Marne It's a shame you felt you couldn't say something to them. Sounds a bit scary.

Of course you were there and you can judge the situation better than me, but I might have said something.

The fact that one of them warned his friends suggests they did know what they were doing was crossing the line. I find, if you are really smiley, polite, but firm, you can get older boys to behave. I would just try something like " Hey guys, can you mind the language in front of the little ones, please?"

9/10 time when I've done this (with boys - girls are a different matter - I've had a positive response).

If you don't say anything, then they get the message that they are powerful.
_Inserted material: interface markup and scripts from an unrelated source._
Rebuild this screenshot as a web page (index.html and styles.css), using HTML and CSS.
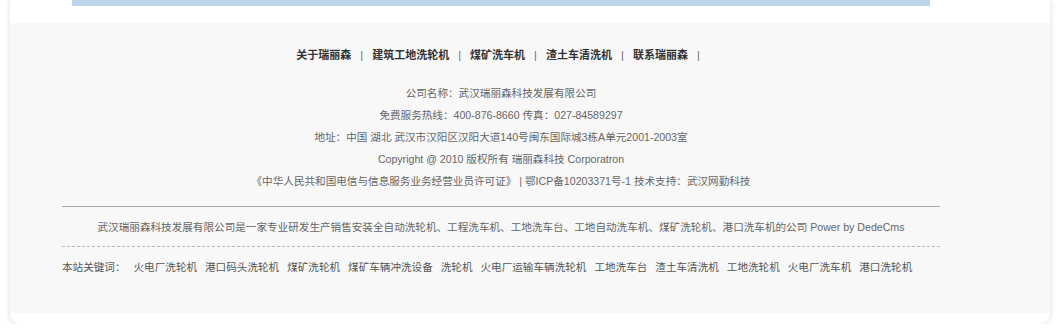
FILE: index.html
```html
<!DOCTYPE html>
<html lang="zh-CN">
<head>
  <meta charset="UTF-8">
  <title>武汉瑞丽森科技发展有限公司</title>
  <link rel="stylesheet" href="styles.css">
</head>
<body>
  <div class="page">
    <div class="top-strip">
      <div class="blue-bar"></div>
    </div>

    <!-- Footer -->
    <div class="footer">
      <div class="footer-inner">
        <div class="footer-nav">
          <a href="#">关于瑞丽森</a><span class="sep">|</span>
          <a href="#">建筑工地洗轮机</a><span class="sep">|</span>
          <a href="#">煤矿洗车机</a><span class="sep">|</span>
          <a href="#">渣土车清洗机</a><span class="sep">|</span>
          <a href="#">联系瑞丽森</a><span class="sep">|</span>
        </div>

        <div class="company-info">
          <p>公司名称：武汉瑞丽森科技发展有限公司</p>
          <p>免费服务热线：400-876-8660 传真：027-84589297</p>
          <p>地址：中国 湖北 武汉市汉阳区汉阳大道140号闽东国际城3栋A单元2001-2003室</p>
          <p>Copyright @ 2010 版权所有 瑞丽森科技 Corporatron</p>
          <p>《中华人民共和国电信与信息服务业务经营业员许可证》 | 鄂ICP备10203371号-1 技术支持：武汉网勤科技</p>
        </div>

        <div class="about-line">
          武汉瑞丽森科技发展有限公司是一家专业研发生产销售安装全自动洗轮机、工程洗车机、工地洗车台、工地自动洗车机、煤矿洗轮机、港口洗车机的公司 Power by DedeCms
        </div>

        <div class="keywords">
          <span class="kw-label">本站关键词：</span>
          <a href="#">火电厂洗轮机</a>
          <a href="#">港口码头洗轮机</a>
          <a href="#">煤矿洗轮机</a>
          <a href="#">煤矿车辆冲洗设备</a>
          <a href="#">洗轮机</a>
          <a href="#">火电厂运输车辆洗轮机</a>
          <a href="#">工地洗车台</a>
          <a href="#">渣土车清洗机</a>
          <a href="#">工地洗轮机</a>
          <a href="#">火电厂洗车机</a>
          <a href="#">港口洗轮机</a>
        </div>
      </div>
    </div>
    <div class="bottom-strip"></div>
  </div>
</body>
</html>
```

FILE: styles.css
```css
/* General Styles */
body {
  margin: 0;
  padding: 0;
  background-color: #fff;
  font-family: "Liberation Sans", "Noto Sans CJK SC", sans-serif;
  font-size: 10.6px;
  color: #555;
}

a {
  color: #555;
  text-decoration: none;
}

p {
  margin: 0;
}

.page {
  margin: 0 10px;
  background-color: #fff;
  border-radius: 0 0 10px 10px;
  box-shadow: 0 0 6px rgba(0, 0, 0, 0.14);
  overflow: hidden;
}

.top-strip {
  height: 23px;
  padding: 0 120px 0 62px;
}

.blue-bar {
  height: 6px;
  background-color: #bed4ea;
}

/* Footer */
.footer {
  background-color: #f8f8f8;
  padding: 21px 0 35px;
}

.footer-inner {
  width: 878px;
  margin-left: 52px;
}

.footer-nav {
  text-align: center;
  line-height: 22px;
  font-size: 11px;
  font-weight: bold;
}

.footer-nav a {
  color: #333;
}

.footer-nav .sep {
  color: #666;
  font-weight: normal;
  margin: 0 6px 0 9px;
}

.company-info {
  margin-top: 16px;
  text-align: center;
  line-height: 22px;
  color: #666;
  padding-bottom: 14px;
  border-bottom: 1px solid #aaa;
}

.about-line {
  text-align: center;
  line-height: 22px;
  color: #666;
  margin-top: 9px;
  padding-bottom: 8px;
  border-bottom: 1px dashed #bbb;
}

.keywords {
  line-height: 22px;
  margin-top: 9px;
  color: #555;
}

.keywords .kw-label {
  margin-right: 5px;
}

.keywords a {
  margin-right: 5px;
}

.bottom-strip {
  height: 11px;
}
```
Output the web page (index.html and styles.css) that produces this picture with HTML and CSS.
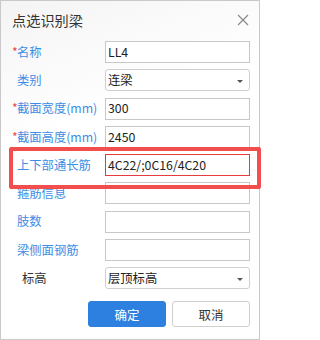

BTW I live in East London, and have 2 DSs myself.

screamingabdab · 17/04/2009 16:14

great minds shine

Marne · 17/04/2009 16:18

I wish i was brave enough to , i'm a bit of a wimp and i didn't want dd1 to pick up on what was going on because she would have got upset, luckily she didn't notice the swearing as she was too busy playing.

OP posts:
rubyslippers · 17/04/2009 16:21

this happened to me recenlty and i confronted a group swearing whislt i was in the playground with DS

they were effing and blinding really badly - (C U N T etc)

i asked them to stop and soem of them apologised but a couple of them still carried on

in the end i left, but not before giving them a piece of my mind (politely i hasten to add)

screamingabdab · 17/04/2009 16:27

good on you ruby Marne I totally understand you not wanting to upset your DD, but as my DS1 has got older (he's 8), I've got braver. I see that some of the time, with boys of the age we're talking about, it's all just mindless pack behaviour, and they are crying out for an adult to tell them where the line is.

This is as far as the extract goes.